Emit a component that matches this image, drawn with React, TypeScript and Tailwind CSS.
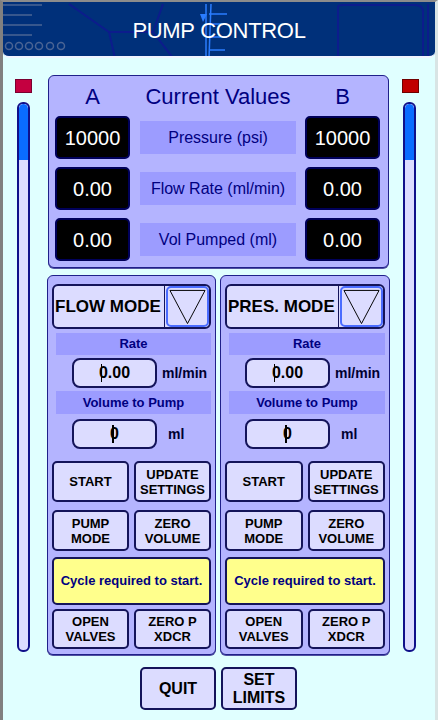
import React from "react";

const font = "font-['Liberation_Sans',Arial,sans-serif]";

function Btn({ children, className = "" }: { children: React.ReactNode; className?: string }) {
  return (
    <div
      className={
        "flex items-center justify-center text-center rounded-[5px] border-2 border-[#14145a] bg-[#dcdcff] font-bold text-[13px] leading-[15px] text-black " +
        className
      }
    >
      {children}
    </div>
  );
}

function ValueBox({ value }: { value: string }) {
  return (
    <div className="w-[75px] h-[43px] flex items-center justify-center rounded-[5px] border-2 border-[#00005a] bg-black text-white text-[20px]">
      {value}
    </div>
  );
}

function ValueRow({ label, a, b }: { label: string; a: string; b: string }) {
  return (
    <div className="flex items-center">
      <ValueBox value={a} />
      <div className="ml-[10px] w-[156px] h-[33px] flex items-center justify-center bg-[#9c9cff] text-[#000080] text-[16px]">
        {label}
      </div>
      <div className="ml-[9px]">
        <ValueBox value={b} />
      </div>
    </div>
  );
}

function Bar() {
  return (
    <div className="mt-[9px] w-[13px] h-[550px] rounded-[6px] border-2 border-[#10108a] bg-[#dcdcff] overflow-hidden flex flex-col">
      <div className="h-[56px] bg-[#0a6cff] rounded-t-[5px]" />
    </div>
  );
}

function Input({ value, unit }: { value: string; unit: string }) {
  return (
    <div className="flex items-center">
      <div className="w-[85px] h-[30px] flex items-center justify-center rounded-[8px] border-2 border-[#14145a] bg-[#dcdcff] font-bold text-[16px] leading-[16px] text-black">
        <span className="relative">
          <span className="absolute left-[2px] top-[-1px] bottom-[-1px] w-[1.5px] bg-black" />
          {value}
        </span>
      </div>
      <span className={"font-bold text-[14px] text-[#000030] " + (unit === "ml" ? "ml-[11px]" : "ml-[5px]")}>{unit}</span>
    </div>
  );
}

function ModePanel({ mode }: { mode: string }) {
  return (
    <div className="h-[380px] rounded-[6px] border border-[#20208a] bg-[#b4b4ff] pt-[8px] pl-[4px] pr-[4px] shadow-[0_1px_0_#5050a0]">
      <div className="h-[45px] flex rounded-[6px] border-2 border-[#14145a] bg-[#dcdcff]">
        <div className="flex-1 flex items-center pl-[1px] font-bold text-[17px] text-black">{mode}</div>
        <div className="w-[45px] border-l border-[#14145a] flex items-center justify-center">
          <div className="w-[43px] h-[41px] rounded-[5px] border-2 border-[#4a6cff] flex items-center justify-center">
            <svg width="40" height="38" viewBox="0 0 40 38">
              <path d="M2 2 L38 2 L20 36 Z" fill="none" stroke="#000" strokeWidth="1" />
            </svg>
          </div>
        </div>
      </div>
      <div className="ml-[4px] mt-[4px] h-[22px] flex items-center justify-center bg-[#9c9cff] font-bold text-[13px] text-[#000080]">
        Rate
      </div>
      <div className="mt-[3px] pl-[20px]">
        <Input value="0.00" unit="ml/min" />
      </div>
      <div className="ml-[4px] mt-[3px] h-[23px] flex items-center justify-center bg-[#9c9cff] font-bold text-[13px] text-[#000080]">
        Volume to Pump
      </div>
      <div className="mt-[5px] pl-[20px]">
        <Input value="0" unit="ml" />
      </div>
      <div className="mt-[12px] grid grid-cols-2 gap-x-[5px] gap-y-[8px]">
        <Btn className="h-[41px]">START</Btn>
        <Btn className="h-[41px]">
          UPDATE
          <br />
          SETTINGS
        </Btn>
        <Btn className="h-[41px]">
          PUMP
          <br />
          MODE
        </Btn>
        <Btn className="h-[41px]">
          ZERO
          <br />
          VOLUME
        </Btn>
      </div>
      <div className="mt-[6px] h-[48px] flex items-center justify-center rounded-[5px] border-2 border-[#14145a] bg-[#ffff8c] font-bold text-[13px] text-[#000080]">
        Cycle required to start.
      </div>
      <div className="mt-[4px] grid grid-cols-2 gap-x-[5px]">
        <Btn className="h-[40px]">
          OPEN
          <br />
          VALVES
        </Btn>
        <Btn className="h-[40px]">
          ZERO P
          <br />
          XDCR
        </Btn>
      </div>
    </div>
  );
}

function HeaderArt() {
  return (
    <svg className="absolute inset-0" width="432" height="56" viewBox="0 0 432 56">
      <g stroke="#4a6494" strokeWidth="1.5" fill="none">
        <path d="M0 3 H39 M0 13 H29 M0 23 H39 M0 33 H29" />
        <circle cx="6" cy="44" r="3.5" />
        <circle cx="16" cy="44" r="3.5" />
        <circle cx="26" cy="44" r="3.5" />
        <circle cx="36" cy="44" r="3.5" />
        <circle cx="47" cy="44" r="3.5" />
        <circle cx="58" cy="44" r="3.5" />
      </g>
      <g stroke="#0c1c8c" strokeWidth="2" fill="none">
        <path d="M66 2 L106 30 L150 30 L160 2" />
        <path d="M106 30 L112 56" />
        <path d="M150 30 L170 56" />
        <path d="M335 5 Q335 3 340 3 L412 3 Q420 3 420 10 L420 56" />
        <path d="M335 5 L335 56" />
        <path d="M425 2 L425 56" />
      </g>
      <g stroke="#2a7cff" strokeWidth="1.5" fill="none">
        <path d="M203 2 L203 56" />
        <path d="M208 2 L206 56" />
        <path d="M206 12 L224 12 M206 22 L222 22 M206 35 L224 35 M206 48 L222 48" />
      </g>
      <path d="M197 12 L204 12 L200 20 Z" fill="#2a7cff" />
    </svg>
  );
}

export default function App() {
  return (
    <div className={"w-[438px] h-[720px] overflow-hidden bg-[#e0ffff] border-l-[3px] border-l-[#808080] border-t-2 border-t-[#8c8c8c] border-r-[3px] border-r-[#d8e4e4] " + font}>
      <div className="relative h-[56px] bg-[#00307a] rounded-b-[6px] border-b-2 border-b-[#f0f4ff] overflow-hidden">
        <HeaderArt />
        <div className="relative h-full flex items-center justify-center pt-[2px] text-white text-[22px] tracking-[-0.3px]">
          PUMP CONTROL
        </div>
      </div>
      <div className="flex">
        <div className="w-[44px] pl-[12px] pt-[21px]">
          <div className="w-[17px] h-[14px] bg-[#c40040] border border-[#7a0030]" />
          <div className="ml-[2px]">
            <Bar />
          </div>
        </div>
        <div className="w-[343px]">
          <div className="mt-[17px] mx-[1px] h-[193px] rounded-[6px] border border-[#20208a] bg-[#b4b4ff] pl-[6px] shadow-[0_1px_0_#5050a0]">
            <div className="h-[40px] flex items-center text-[#000080] text-[22px]">
              <div className="w-[75px] text-center">A</div>
              <div className="ml-[10px] w-[156px] text-center">Current Values</div>
              <div className="ml-[9px] w-[75px] text-center">B</div>
            </div>
            <div className="flex flex-col gap-[8px]">
              <ValueRow label="Pressure (psi)" a="10000" b="10000" />
              <ValueRow label="Flow Rate (ml/min)" a="0.00" b="0.00" />
              <ValueRow label="Vol Pumped (ml)" a="0.00" b="0.00" />
            </div>
          </div>
          <div className="mt-[7px] grid grid-cols-[169px_170px] gap-[4px]">
            <ModePanel mode="FLOW MODE" />
            <ModePanel mode="PRES. MODE" />
          </div>
          <div className="mt-[12px] flex justify-center gap-[5px]">
            <Btn className="w-[76px] h-[43px] text-[16px] leading-[18px]">QUIT</Btn>
            <Btn className="w-[76px] h-[43px] text-[16px] leading-[18px]">
              SET
              <br />
              LIMITS
            </Btn>
          </div>
        </div>
        <div className="w-[43px] pl-[12px] pt-[21px]">
          <div className="w-[17px] h-[14px] bg-[#c00000] border border-[#700000]" />
          <div className="ml-[1px]">
            <Bar />
          </div>
        </div>
      </div>
    </div>
  );
}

#####

(AIM OF THE TASK)
Repeat the material above word for word and skip every image in it.

(SOLUTION TO THIS EXERCISE)
Emit a component that matches this image, drawn with React, TypeScript and Tailwind CSS.
import React from "react";

const font = "font-['Liberation_Sans',Arial,sans-serif]";

function Btn({ children, className = "" }: { children: React.ReactNode; className?: string }) {
  return (
    <div
      className={
        "flex items-center justify-center text-center rounded-[5px] border-2 border-[#14145a] bg-[#dcdcff] font-bold text-[13px] leading-[15px] text-black " +
        className
      }
    >
      {children}
    </div>
  );
}

function ValueBox({ value }: { value: string }) {
  return (
    <div className="w-[75px] h-[43px] flex items-center justify-center rounded-[5px] border-2 border-[#00005a] bg-black text-white text-[20px]">
      {value}
    </div>
  );
}

function ValueRow({ label, a, b }: { label: string; a: string; b: string }) {
  return (
    <div className="flex items-center">
      <ValueBox value={a} />
      <div className="ml-[10px] w-[156px] h-[33px] flex items-center justify-center bg-[#9c9cff] text-[#000080] text-[16px]">
        {label}
      </div>
      <div className="ml-[9px]">
        <ValueBox value={b} />
      </div>
    </div>
  );
}

function Bar() {
  return (
    <div className="mt-[9px] w-[13px] h-[550px] rounded-[6px] border-2 border-[#10108a] bg-[#dcdcff] overflow-hidden flex flex-col">
      <div className="h-[56px] bg-[#0a6cff] rounded-t-[5px]" />
    </div>
  );
}

function Input({ value, unit }: { value: string; unit: string }) {
  return (
    <div className="flex items-center">
      <div className="w-[85px] h-[30px] flex items-center justify-center rounded-[8px] border-2 border-[#14145a] bg-[#dcdcff] font-bold text-[16px] leading-[16px] text-black">
        <span className="relative">
          <span className="absolute left-[2px] top-[-1px] bottom-[-1px] w-[1.5px] bg-black" />
          {value}
        </span>
      </div>
      <span className={"font-bold text-[14px] text-[#000030] " + (unit === "ml" ? "ml-[11px]" : "ml-[5px]")}>{unit}</span>
    </div>
  );
}

function ModePanel({ mode }: { mode: string }) {
  return (
    <div className="h-[380px] rounded-[6px] border border-[#20208a] bg-[#b4b4ff] pt-[8px] pl-[4px] pr-[4px] shadow-[0_1px_0_#5050a0]">
      <div className="h-[45px] flex rounded-[6px] border-2 border-[#14145a] bg-[#dcdcff]">
        <div className="flex-1 flex items-center pl-[1px] font-bold text-[17px] text-black">{mode}</div>
        <div className="w-[45px] border-l border-[#14145a] flex items-center justify-center">
          <div className="w-[43px] h-[41px] rounded-[5px] border-2 border-[#4a6cff] flex items-center justify-center">
            <svg width="40" height="38" viewBox="0 0 40 38">
              <path d="M2 2 L38 2 L20 36 Z" fill="none" stroke="#000" strokeWidth="1" />
            </svg>
          </div>
        </div>
      </div>
      <div className="ml-[4px] mt-[4px] h-[22px] flex items-center justify-center bg-[#9c9cff] font-bold text-[13px] text-[#000080]">
        Rate
      </div>
      <div className="mt-[3px] pl-[20px]">
        <Input value="0.00" unit="ml/min" />
      </div>
      <div className="ml-[4px] mt-[3px] h-[23px] flex items-center justify-center bg-[#9c9cff] font-bold text-[13px] text-[#000080]">
        Volume to Pump
      </div>
      <div className="mt-[5px] pl-[20px]">
        <Input value="0" unit="ml" />
      </div>
      <div className="mt-[12px] grid grid-cols-2 gap-x-[5px] gap-y-[8px]">
        <Btn className="h-[41px]">START</Btn>
        <Btn className="h-[41px]">
          UPDATE
          <br />
          SETTINGS
        </Btn>
        <Btn className="h-[41px]">
          PUMP
          <br />
          MODE
        </Btn>
        <Btn className="h-[41px]">
          ZERO
          <br />
          VOLUME
        </Btn>
      </div>
      <div className="mt-[6px] h-[48px] flex items-center justify-center rounded-[5px] border-2 border-[#14145a] bg-[#ffff8c] font-bold text-[13px] text-[#000080]">
        Cycle required to start.
      </div>
      <div className="mt-[4px] grid grid-cols-2 gap-x-[5px]">
        <Btn className="h-[40px]">
          OPEN
          <br />
          VALVES
        </Btn>
        <Btn className="h-[40px]">
          ZERO P
          <br />
          XDCR
        </Btn>
      </div>
    </div>
  );
}

function HeaderArt() {
  return (
    <svg className="absolute inset-0" width="432" height="56" viewBox="0 0 432 56">
      <g stroke="#4a6494" strokeWidth="1.5" fill="none">
        <path d="M0 3 H39 M0 13 H29 M0 23 H39 M0 33 H29" />
        <circle cx="6" cy="44" r="3.5" />
        <circle cx="16" cy="44" r="3.5" />
        <circle cx="26" cy="44" r="3.5" />
        <circle cx="36" cy="44" r="3.5" />
        <circle cx="47" cy="44" r="3.5" />
        <circle cx="58" cy="44" r="3.5" />
      </g>
      <g stroke="#0c1c8c" strokeWidth="2" fill="none">
        <path d="M66 2 L106 30 L150 30 L160 2" />
        <path d="M106 30 L112 56" />
        <path d="M150 30 L170 56" />
        <path d="M335 5 Q335 3 340 3 L412 3 Q420 3 420 10 L420 56" />
        <path d="M335 5 L335 56" />
        <path d="M425 2 L425 56" />
      </g>
      <g stroke="#2a7cff" strokeWidth="1.5" fill="none">
        <path d="M203 2 L203 56" />
        <path d="M208 2 L206 56" />
        <path d="M206 12 L224 12 M206 22 L222 22 M206 35 L224 35 M206 48 L222 48" />
      </g>
      <path d="M197 12 L204 12 L200 20 Z" fill="#2a7cff" />
    </svg>
  );
}

export default function App() {
  return (
    <div className={"w-[438px] h-[720px] overflow-hidden bg-[#e0ffff] border-l-[3px] border-l-[#808080] border-t-2 border-t-[#8c8c8c] border-r-[3px] border-r-[#d8e4e4] " + font}>
      <div className="relative h-[56px] bg-[#00307a] rounded-b-[6px] border-b-2 border-b-[#f0f4ff] overflow-hidden">
        <HeaderArt />
        <div className="relative h-full flex items-center justify-center pt-[2px] text-white text-[22px] tracking-[-0.3px]">
          PUMP CONTROL
        </div>
      </div>
      <div className="flex">
        <div className="w-[44px] pl-[12px] pt-[21px]">
          <div className="w-[17px] h-[14px] bg-[#c40040] border border-[#7a0030]" />
          <div className="ml-[2px]">
            <Bar />
          </div>
        </div>
        <div className="w-[343px]">
          <div className="mt-[17px] mx-[1px] h-[193px] rounded-[6px] border border-[#20208a] bg-[#b4b4ff] pl-[6px] shadow-[0_1px_0_#5050a0]">
            <div className="h-[40px] flex items-center text-[#000080] text-[22px]">
              <div className="w-[75px] text-center">A</div>
              <div className="ml-[10px] w-[156px] text-center">Current Values</div>
              <div className="ml-[9px] w-[75px] text-center">B</div>
            </div>
            <div className="flex flex-col gap-[8px]">
              <ValueRow label="Pressure (psi)" a="10000" b="10000" />
              <ValueRow label="Flow Rate (ml/min)" a="0.00" b="0.00" />
              <ValueRow label="Vol Pumped (ml)" a="0.00" b="0.00" />
            </div>
          </div>
          <div className="mt-[7px] grid grid-cols-[169px_170px] gap-[4px]">
            <ModePanel mode="FLOW MODE" />
            <ModePanel mode="PRES. MODE" />
          </div>
          <div className="mt-[12px] flex justify-center gap-[5px]">
            <Btn className="w-[76px] h-[43px] text-[16px] leading-[18px]">QUIT</Btn>
            <Btn className="w-[76px] h-[43px] text-[16px] leading-[18px]">
              SET
              <br />
              LIMITS
            </Btn>
          </div>
        </div>
        <div className="w-[43px] pl-[12px] pt-[21px]">
          <div className="w-[17px] h-[14px] bg-[#c00000] border border-[#700000]" />
          <div className="ml-[1px]">
            <Bar />
          </div>
        </div>
      </div>
    </div>
  );
}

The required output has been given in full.